- _What needs to be done_
Copy out the material below in full, but not its images.
######
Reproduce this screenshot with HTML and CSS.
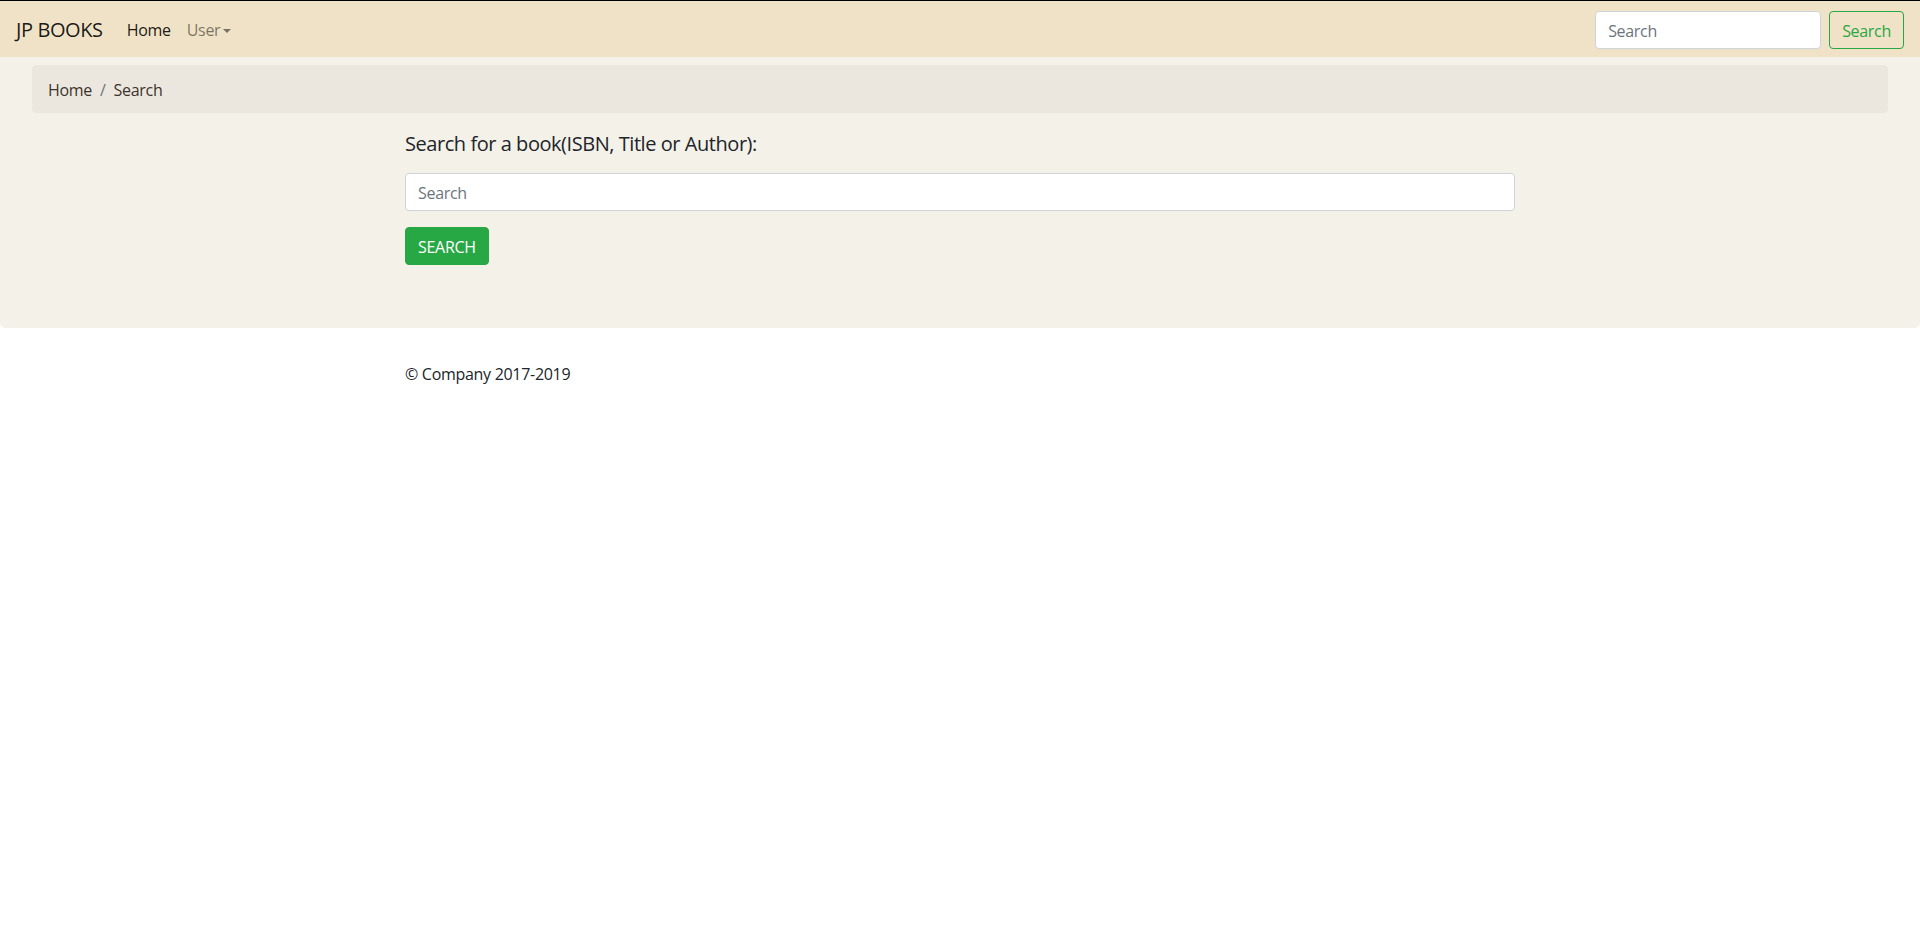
FILE: index.html
```html
<!DOCTYPE html>
<html lang="en">

<head>
  <meta charset="utf-8">
  <meta name="viewport" content="width=device-width, initial-scale=1.0">
  <title>Search - JP Books</title>
  <link rel="stylesheet" href="styles.css">
</head>

<body>
  <nav class="navbar">
    <a class="navbar-brand" href="#">JP BOOKS</a>
    <ul class="navbar-nav">
      <li><a class="nav-link active" href="#">Home</a></li>
      <li><a class="nav-link dropdown-toggle" href="#">User</a></li>
    </ul>
    <form class="form-inline">
      <input type="search" class="form-control nav-search" placeholder="Search">
      <button type="submit" class="btn btn-outline-success">Search</button>
    </form>
  </nav>

  <div class="jumbotron">
    <ol class="breadcrumb">
      <li class="breadcrumb-item"><a href="#">Home</a></li>
      <li class="breadcrumb-item active">Search</li>
    </ol>

    <div class="container">
      <form>
        <label class="search-label" for="query">Search for a book(ISBN, Title or Author):</label>
        <div class="form-group">
          <input type="text" id="query" class="form-control" placeholder="Search">
        </div>
        <button type="submit" class="btn btn-success">SEARCH</button>
      </form>
    </div>
  </div>

  <footer class="container footer">
    <p>&copy; Company 2017-2019</p>
  </footer>
</body>

</html>
```

FILE: styles.css
```css
html,
body {
  margin: 0;
  padding: 0;
}

body {
  font-family: "Segoe UI", "Open Sans", "Noto Sans", sans-serif;
  font-size: 16px;
  line-height: 1.5;
  letter-spacing: -0.3px;
  color: #212529;
  background-color: #ffffff;
  border-top: 1px solid #000000;
}

a {
  text-decoration: none;
}

.container {
  max-width: 1110px;
  margin: 0 auto;
  padding: 0 15px;
}

/* navbar */

.navbar {
  display: flex;
  align-items: center;
  height: 56px;
  padding: 1px 16px 0;
  box-sizing: border-box;
  background-color: #efe2c6;
}

.navbar-brand {
  font-size: 20px;
  letter-spacing: -0.4px;
  color: rgba(0, 0, 0, 0.9);
  margin-right: 16px;
}

.navbar-nav {
  display: flex;
  list-style: none;
  margin: 0;
  padding: 0;
  flex: 1;
}

.nav-link {
  display: block;
  padding: 8px;
  color: rgba(0, 0, 0, 0.5);
}

.nav-link.active {
  color: rgba(0, 0, 0, 0.9);
}

.dropdown-toggle::after {
  content: "";
  display: inline-block;
  margin-left: 3px;
  vertical-align: 3px;
  border-top: 4px solid;
  border-right: 4px solid transparent;
  border-left: 4px solid transparent;
}

.form-inline {
  display: flex;
  align-items: center;
  gap: 8px;
}

.form-control {
  display: block;
  width: 100%;
  height: 38px;
  padding: 7px 12px 5px;
  box-sizing: border-box;
  font-family: inherit;
  font-size: 16px;
  letter-spacing: -0.3px;
  color: #495057;
  background-color: #ffffff;
  border: 1px solid #ced4da;
  border-radius: 4px;
}

.form-control::placeholder {
  color: #6c757d;
}

.nav-search {
  width: 226px;
}

.btn {
  display: inline-block;
  height: 38px;
  padding: 7px 12px 5px;
  box-sizing: border-box;
  font-family: inherit;
  font-size: 16px;
  line-height: 1.5;
  letter-spacing: -0.3px;
  border: 1px solid transparent;
  border-radius: 4px;
  cursor: pointer;
}

.btn-outline-success {
  color: #28a745;
  background-color: transparent;
  border-color: #28a745;
}

.btn-success {
  color: #ffffff;
  background-color: #28a745;
  border-color: #28a745;
}

/* main block */

.jumbotron {
  background-color: #f4f1e9;
  padding: 8px 32px 63px;
  border-radius: 0 0 5px 5px;
}

.jumbotron .container {
  padding: 0;
}

.breadcrumb {
  display: flex;
  list-style: none;
  margin: 0 0 16px;
  padding: 13px 16px 11px;
  background-color: #ebe7df;
  border-radius: 4px;
}

.breadcrumb-item a,
.breadcrumb-item.active {
  color: #3d342b;
}

.breadcrumb-item + .breadcrumb-item::before {
  content: "/";
  padding: 0 8px;
  color: #6c757d;
}

.search-label {
  display: block;
  font-size: 20px;
  line-height: 30px;
  letter-spacing: -0.45px;
  margin-bottom: 14px;
}

.form-group {
  margin-bottom: 16px;
}

/* footer */

.footer {
  padding-top: 34px;
}

.footer p {
  margin: 0;
}
```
######
- _Result of the exercise_
Reproduce this screenshot with HTML and CSS.
FILE: index.html
```html
<!DOCTYPE html>
<html lang="en">

<head>
  <meta charset="utf-8">
  <meta name="viewport" content="width=device-width, initial-scale=1.0">
  <title>Search - JP Books</title>
  <link rel="stylesheet" href="styles.css">
</head>

<body>
  <nav class="navbar">
    <a class="navbar-brand" href="#">JP BOOKS</a>
    <ul class="navbar-nav">
      <li><a class="nav-link active" href="#">Home</a></li>
      <li><a class="nav-link dropdown-toggle" href="#">User</a></li>
    </ul>
    <form class="form-inline">
      <input type="search" class="form-control nav-search" placeholder="Search">
      <button type="submit" class="btn btn-outline-success">Search</button>
    </form>
  </nav>

  <div class="jumbotron">
    <ol class="breadcrumb">
      <li class="breadcrumb-item"><a href="#">Home</a></li>
      <li class="breadcrumb-item active">Search</li>
    </ol>

    <div class="container">
      <form>
        <label class="search-label" for="query">Search for a book(ISBN, Title or Author):</label>
        <div class="form-group">
          <input type="text" id="query" class="form-control" placeholder="Search">
        </div>
        <button type="submit" class="btn btn-success">SEARCH</button>
      </form>
    </div>
  </div>

  <footer class="container footer">
    <p>&copy; Company 2017-2019</p>
  </footer>
</body>

</html>
```

FILE: styles.css
```css
html,
body {
  margin: 0;
  padding: 0;
}

body {
  font-family: "Segoe UI", "Open Sans", "Noto Sans", sans-serif;
  font-size: 16px;
  line-height: 1.5;
  letter-spacing: -0.3px;
  color: #212529;
  background-color: #ffffff;
  border-top: 1px solid #000000;
}

a {
  text-decoration: none;
}

.container {
  max-width: 1110px;
  margin: 0 auto;
  padding: 0 15px;
}

/* navbar */

.navbar {
  display: flex;
  align-items: center;
  height: 56px;
  padding: 1px 16px 0;
  box-sizing: border-box;
  background-color: #efe2c6;
}

.navbar-brand {
  font-size: 20px;
  letter-spacing: -0.4px;
  color: rgba(0, 0, 0, 0.9);
  margin-right: 16px;
}

.navbar-nav {
  display: flex;
  list-style: none;
  margin: 0;
  padding: 0;
  flex: 1;
}

.nav-link {
  display: block;
  padding: 8px;
  color: rgba(0, 0, 0, 0.5);
}

.nav-link.active {
  color: rgba(0, 0, 0, 0.9);
}

.dropdown-toggle::after {
  content: "";
  display: inline-block;
  margin-left: 3px;
  vertical-align: 3px;
  border-top: 4px solid;
  border-right: 4px solid transparent;
  border-left: 4px solid transparent;
}

.form-inline {
  display: flex;
  align-items: center;
  gap: 8px;
}

.form-control {
  display: block;
  width: 100%;
  height: 38px;
  padding: 7px 12px 5px;
  box-sizing: border-box;
  font-family: inherit;
  font-size: 16px;
  letter-spacing: -0.3px;
  color: #495057;
  background-color: #ffffff;
  border: 1px solid #ced4da;
  border-radius: 4px;
}

.form-control::placeholder {
  color: #6c757d;
}

.nav-search {
  width: 226px;
}

.btn {
  display: inline-block;
  height: 38px;
  padding: 7px 12px 5px;
  box-sizing: border-box;
  font-family: inherit;
  font-size: 16px;
  line-height: 1.5;
  letter-spacing: -0.3px;
  border: 1px solid transparent;
  border-radius: 4px;
  cursor: pointer;
}

.btn-outline-success {
  color: #28a745;
  background-color: transparent;
  border-color: #28a745;
}

.btn-success {
  color: #ffffff;
  background-color: #28a745;
  border-color: #28a745;
}

/* main block */

.jumbotron {
  background-color: #f4f1e9;
  padding: 8px 32px 63px;
  border-radius: 0 0 5px 5px;
}

.jumbotron .container {
  padding: 0;
}

.breadcrumb {
  display: flex;
  list-style: none;
  margin: 0 0 16px;
  padding: 13px 16px 11px;
  background-color: #ebe7df;
  border-radius: 4px;
}

.breadcrumb-item a,
.breadcrumb-item.active {
  color: #3d342b;
}

.breadcrumb-item + .breadcrumb-item::before {
  content: "/";
  padding: 0 8px;
  color: #6c757d;
}

.search-label {
  display: block;
  font-size: 20px;
  line-height: 30px;
  letter-spacing: -0.45px;
  margin-bottom: 14px;
}

.form-group {
  margin-bottom: 16px;
}

/* footer */

.footer {
  padding-top: 34px;
}

.footer p {
  margin: 0;
}
```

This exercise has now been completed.